In recent months the word has come down that the KHL was built on a false economy, state-buttressed for Sochi with no plan that’s sustainable in the long term. Bounced checks and skipped payments have caused an exodus of foreign players pulling down KHL money and the domestic talent would figure to be next.

How will the availability of Russians change the draft biz as we know it? Well for one, a bunch of the kids on this Russian team are out there for the drafting this June.

Setting aside the four Russians in this lineup who are playing for CHL teams and Nikolai Goldobin, whose rights were scooped by San Jose out of Sarnia last June, only three other KHL players in the Russian lineup here have been drafted by NHL teams: Nashville took forward Vladislav Kamenev in the second round even though the Preds suffered third-degree burns when handling Alexander Radulov; the Islanders took yesterday’s back-up goaltender Ilya Sorokin in the third; and the Rangers took the starting netminder, Igor Shestyorkin, in the fourth.

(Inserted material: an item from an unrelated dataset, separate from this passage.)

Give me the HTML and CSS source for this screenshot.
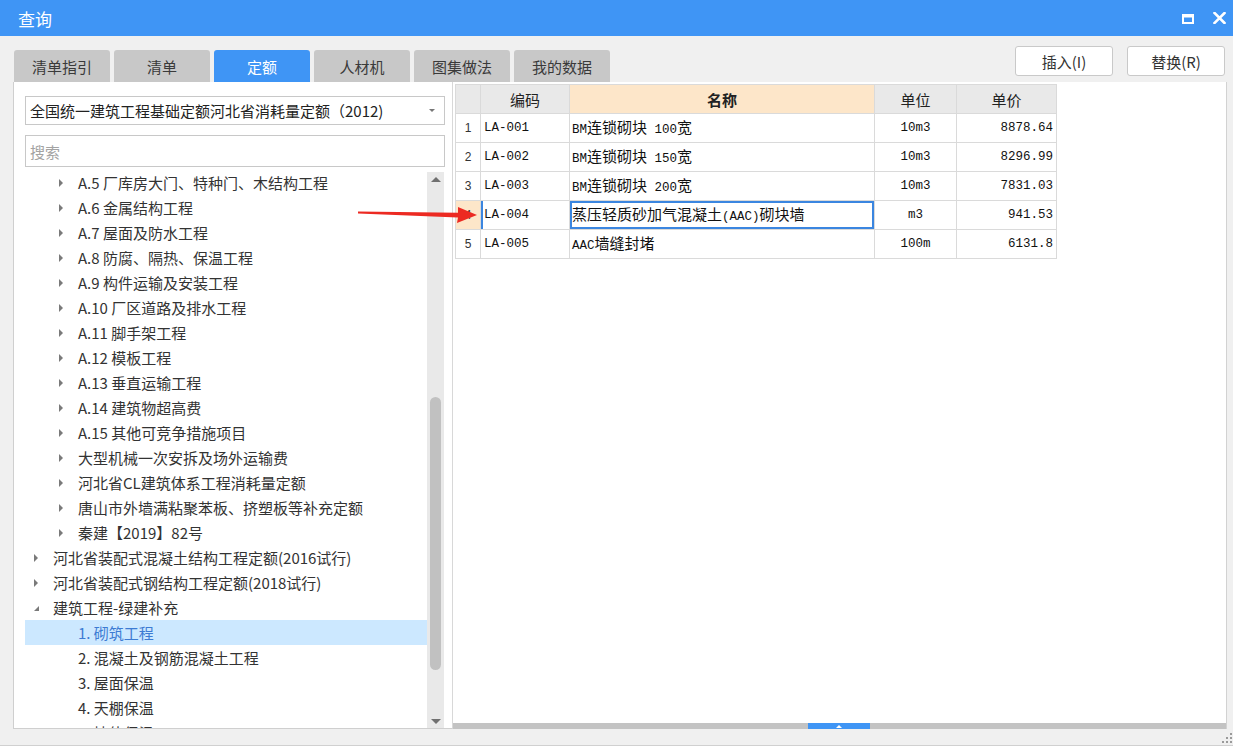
FILE: index.html
```html
<!DOCTYPE html>
<html lang="zh-CN">
<head>
<meta charset="utf-8">
<title>查询</title>
<link rel="stylesheet" href="styles.css">
</head>
<body>
<div class="titlebar">
  <span class="title">查询</span>
  <div class="win-btns">
    <svg class="ico-max" width="12" height="10" viewBox="0 0 12 10"><rect x="1" y="1.5" width="10" height="7.5" fill="none" stroke="#fff" stroke-width="2"/><rect x="0" y="0" width="12" height="3.5" fill="#fff"/></svg>
    <svg class="ico-close" width="13" height="12" viewBox="0 0 13 12"><path d="M1.5 1 L11.5 11 M11.5 1 L1.5 11" stroke="#fff" stroke-width="2.6" stroke-linecap="square"/></svg>
  </div>
</div>

<div class="toolbar">
  <div class="tabs">
    <div class="tab">清单指引</div>
    <div class="tab">清单</div>
    <div class="tab active">定额</div>
    <div class="tab">人材机</div>
    <div class="tab">图集做法</div>
    <div class="tab">我的数据</div>
  </div>
  <div class="actions">
    <button class="btn">插入(I)</button>
    <button class="btn">替换(R)</button>
  </div>
</div>

<div class="main">
  <div class="left">
    <div class="select">
      <span>全国统一建筑工程基础定额河北省消耗量定额（2012)</span>
      <span class="sel-arrow"></span>
    </div>
    <div class="search">搜索</div>
    <div class="tree-wrap">
      <div class="tree">
        <div class="row l2"><span class="caret"></span>A.5 厂库房大门、特种门、木结构工程</div>
        <div class="row l2"><span class="caret"></span>A.6 金属结构工程</div>
        <div class="row l2"><span class="caret"></span>A.7 屋面及防水工程</div>
        <div class="row l2"><span class="caret"></span>A.8 防腐、隔热、保温工程</div>
        <div class="row l2"><span class="caret"></span>A.9 构件运输及安装工程</div>
        <div class="row l2"><span class="caret"></span>A.10 厂区道路及排水工程</div>
        <div class="row l2"><span class="caret"></span>A.11 脚手架工程</div>
        <div class="row l2"><span class="caret"></span>A.12 模板工程</div>
        <div class="row l2"><span class="caret"></span>A.13 垂直运输工程</div>
        <div class="row l2"><span class="caret"></span>A.14 建筑物超高费</div>
        <div class="row l2"><span class="caret"></span>A.15 其他可竞争措施项目</div>
        <div class="row l2"><span class="caret"></span>大型机械一次安拆及场外运输费</div>
        <div class="row l2"><span class="caret"></span>河北省CL建筑体系工程消耗量定额</div>
        <div class="row l2"><span class="caret"></span>唐山市外墙满粘聚苯板、挤塑板等补充定额</div>
        <div class="row l2"><span class="caret"></span>秦建【2019】82号</div>
        <div class="row l1"><span class="caret"></span>河北省装配式混凝土结构工程定额(2016试行)</div>
        <div class="row l1"><span class="caret"></span>河北省装配式钢结构工程定额(2018试行)</div>
        <div class="row l1"><span class="caret open"></span>建筑工程-绿建补充</div>
        <div class="row l3 selected">1. 砌筑工程</div>
        <div class="row l3">2. 混凝土及钢筋混凝土工程</div>
        <div class="row l3">3. 屋面保温</div>
        <div class="row l3">4. 天棚保温</div>
        <div class="row l3">5. 墙体保温</div>
      </div>
      <div class="vscroll">
        <div class="sb-up"></div>
        <div class="sb-thumb"></div>
        <div class="sb-down"></div>
      </div>
    </div>
  </div>

  <div class="right">
    <table class="grid">
      <colgroup>
        <col class="c-no"><col class="c-code"><col class="c-name"><col class="c-unit"><col class="c-price">
      </colgroup>
      <thead>
        <tr>
          <th></th>
          <th>编码</th>
          <th class="h-name">名称</th>
          <th>单位</th>
          <th>单价</th>
        </tr>
      </thead>
      <tbody>
        <tr>
          <td class="no">1</td>
          <td class="code">LA-001</td>
          <td class="name"><span class="m">BM</span>连锁砌块<span class="m"> 100</span>宽</td>
          <td class="unit">10m3</td>
          <td class="price">8878.64</td>
        </tr>
        <tr>
          <td class="no">2</td>
          <td class="code">LA-002</td>
          <td class="name"><span class="m">BM</span>连锁砌块<span class="m"> 150</span>宽</td>
          <td class="unit">10m3</td>
          <td class="price">8296.99</td>
        </tr>
        <tr>
          <td class="no">3</td>
          <td class="code">LA-003</td>
          <td class="name"><span class="m">BM</span>连锁砌块<span class="m"> 200</span>宽</td>
          <td class="unit">10m3</td>
          <td class="price">7831.03</td>
        </tr>
        <tr class="current">
          <td class="no">4</td>
          <td class="code">LA-004</td>
          <td class="name">蒸压轻质砂加气混凝土<span class="m">(AAC)</span>砌块墙</td>
          <td class="unit">m3</td>
          <td class="price">941.53</td>
        </tr>
        <tr>
          <td class="no">5</td>
          <td class="code">LA-005</td>
          <td class="name"><span class="m">AAC</span>墙缝封堵</td>
          <td class="unit">100m</td>
          <td class="price">6131.8</td>
        </tr>
      </tbody>
    </table>
    <div class="hscroll"><div class="collapse-handle"><span class="up-tri"></span></div></div>
  </div>
</div>

<div class="statusbar">
  <svg class="grip" width="10" height="10" viewBox="0 0 10 10" fill="#9a9a9a"><rect x="8" y="0" width="2" height="2"/><rect x="4" y="4" width="2" height="2"/><rect x="8" y="4" width="2" height="2"/><rect x="0" y="8" width="2" height="2"/><rect x="4" y="8" width="2" height="2"/><rect x="8" y="8" width="2" height="2"/></svg>
</div>

<svg class="red-arrow" width="135" height="30" viewBox="0 0 135 30">
  <polygon points="8,11.6 8,13.4 108,17.4 107,23 127,15 108,7 108,12.8" fill="#ec2a22"/>
</svg>
</body>
</html>
```

FILE: styles.css
```css
* { box-sizing: border-box; }

html, body {
  margin: 0;
  padding: 0;
}

body {
  width: 1233px;
  height: 746px;
  overflow: hidden;
  position: relative;
  background: #f0f0f0;
  font-family: "Noto Sans CJK SC", "Microsoft YaHei", sans-serif;
  color: #333;
}

/* title bar */
.titlebar {
  height: 36px;
  background: #3f95f5;
  display: flex;
  align-items: center;
  justify-content: space-between;
  padding: 0 7px 0 18px;
  color: #fff;
}
.title { font-size: 17px; line-height: 1; }
.win-btns { display: flex; align-items: center; gap: 19px; }
.ico-max { display: block; margin-top: 1px; }
.ico-close { display: block; }

/* tabs + buttons */
.toolbar {
  height: 46px;
  display: flex;
  justify-content: space-between;
  padding: 0 8px 0 14px;
}
.tabs { display: flex; align-items: flex-end; gap: 4px; }
.tab {
  width: 96px;
  height: 32px;
  background: #c8c8c8;
  border-radius: 3px 3px 0 0;
  display: flex;
  align-items: center;
  justify-content: center;
  font-size: 15px;
  color: #3a3a3a;
}
.tab.active { background: #3f95f5; color: #fff; }

.actions { display: flex; gap: 14px; padding-top: 10px; }
.btn {
  width: 98px;
  height: 30px;
  background: #fff;
  border: 1px solid #c9c9c9;
  border-radius: 3px;
  font-family: "Noto Sans CJK SC", "Microsoft YaHei", sans-serif;
  font-size: 15px;
  color: #333;
  padding: 0;
}

/* main area */
.main {
  display: flex;
  height: 647px;
  margin: 0 6px 0 13px;
}

.left {
  width: 440px;
  background: #fff;
  border-left: 1px solid #cfcfcf;
  border-right: 1px solid #d8d8d8;
  border-bottom: 1px solid #cfcfcf;
  padding: 14px 0 0 11px;
  display: flex;
  flex-direction: column;
}

.select {
  width: 420px;
  height: 29px;
  border: 1px solid #c8c8c8;
  display: flex;
  align-items: center;
  justify-content: space-between;
  padding: 0 9px 0 4px;
  font-size: 15px;
  color: #222;
}
.sel-arrow {
  width: 0; height: 0;
  border-left: 3px solid transparent;
  border-right: 3px solid transparent;
  border-top: 3px solid #777;
}

.search {
  width: 420px;
  height: 32px;
  margin-top: 10px;
  border: 1px solid #c8c8c8;
  display: flex;
  align-items: center;
  padding-left: 4px;
  font-size: 15px;
  color: #a3a3a3;
}

.tree-wrap {
  flex: 1;
  margin-top: 5px;
  display: flex;
  min-height: 0;
}
.tree {
  width: 402px;
  overflow: hidden;
}
.tree-inner { margin-top: -2px; }
.row {
  height: 25px;
  display: flex;
  align-items: center;
  white-space: nowrap;
  font-size: 15px;
  color: #333;
}
.row:first-child { margin-top: -2px; }
.row.l1 { padding-left: 9px; }
.row.l2 { padding-left: 34px; }
.row.l3 { padding-left: 53px; }
.row.selected { background: #cce8ff; color: #3d7bd3; }

.caret {
  width: 19px;
  height: 10px;
  display: flex;
  align-items: center;
  flex: none;
}
.caret::before {
  content: "";
  width: 0; height: 0;
  border-left: 4px solid #7a7a7a;
  border-top: 4px solid transparent;
  border-bottom: 4px solid transparent;
}
.caret.open::before {
  border-left: 0;
  border-top: 5px solid transparent;
  border-right: 5px solid #7a7a7a;
  border-bottom: 0;
  margin-top: 2px;
}

.vscroll {
  width: 17px;
  background: #e9e9e9;
  display: flex;
  flex-direction: column;
  align-items: center;
}
.sb-up {
  margin-top: 5px;
  width: 0; height: 0;
  border-left: 5px solid transparent;
  border-right: 5px solid transparent;
  border-bottom: 5px solid #707070;
}
.sb-thumb {
  margin-top: 215px;
  width: 11px;
  height: 273px;
  background: #c1c1c1;
  border-radius: 6px;
}
.sb-down {
  margin-top: auto;
  margin-bottom: 4px;
  width: 0; height: 0;
  border-left: 5px solid transparent;
  border-right: 5px solid transparent;
  border-top: 5px solid #707070;
}

/* right grid */
.right {
  flex: 1;
  background: #fff;
  border-right: 1px solid #d2d2d2;
  display: flex;
  flex-direction: column;
  padding: 2px 0 0 2px;
}

.grid {
  border-collapse: collapse;
  table-layout: fixed;
  width: 601px;
}
.c-no { width: 25px; }
.c-code { width: 89px; }
.c-name { width: 305px; }
.c-unit { width: 82px; }
.c-price { width: 100px; }

.grid th, .grid td {
  border: 1px solid #dadada;
  height: 29px;
  padding: 0;
  white-space: nowrap;
  overflow: hidden;
}
.grid th {
  background: #e9e9e9;
  font-weight: normal;
  font-size: 15px;
  color: #222;
  text-align: center;
}
.grid th.h-name { background: #fde6c9; font-weight: bold; }

.grid td {
  color: #111;
  font-size: 15px;
  line-height: 1;
  vertical-align: middle;
}
.grid td.no {
  text-align: center;
  font-family: "Liberation Sans", Arial, sans-serif;
  font-size: 12px;
  color: #333;
}
.grid td.code, .grid td.unit, .grid td.price, .m {
  font-family: "Liberation Mono", "Courier New", monospace;
  font-size: 12.5px;
}
.grid td.code { padding-left: 3px; }
.grid td.name {
  padding-left: 2px;
  font-family: "Noto Sans CJK SC", "Microsoft YaHei", sans-serif;
}
.grid td.unit { text-align: center; }
.grid td.price { text-align: right; padding-right: 3px; }

.current td.no { background: #fde6c9; }
.current td.code { box-shadow: inset 2px 0 0 #3b86e0; }
.current td.name { box-shadow: inset 0 0 0 2px #3b86e0; }

.hscroll {
  margin-top: auto;
  margin-left: -2px;
  height: 6px;
  background: #c3c3c3;
  display: flex;
  padding-left: 355px;
}
.collapse-handle {
  width: 62px;
  height: 6px;
  background: #3f95f5;
  display: flex;
  justify-content: center;
  align-items: center;
}
.up-tri {
  width: 0; height: 0;
  border-left: 3px solid transparent;
  border-right: 3px solid transparent;
  border-bottom: 3px solid #fff;
}

/* bottom strip */
.statusbar {
  height: 17px;
  border-bottom: 1px solid #d0d0d0;
  display: flex;
  justify-content: flex-end;
  align-items: flex-end;
  padding: 0 1px 2px 0;
}
.grip { display: block; }

/* annotation arrow drawn over the screenshot */
.red-arrow {
  position: absolute;
  left: 350px;
  top: 200px;
}
```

Bottom line: A lot of Russian kids in their second or third year of draft eligibility will be playing for their dinner against Canada in the final.

“It’s going to be great to talk about talent and not signability,” a scout said yesterday. “You know you’re going to have a chance. It’s a game changer.”

Although Nos 1 and 2 here have been drafted greater access to KHL players will likely have a greater effect in goal than anywhere else, at least in 2016.

“Maybe the best Russians coming down the line are goalies,” one NHL head scout said. “The Russian under-17 team came over and did a number on the U.S. team and their best players were their goalies. The talent might have been a wash, maybe a slight edge to Russia. But the U.S. just couldn’t find a way to beat the goalies.”

A net gain, when it used to be simply nyet.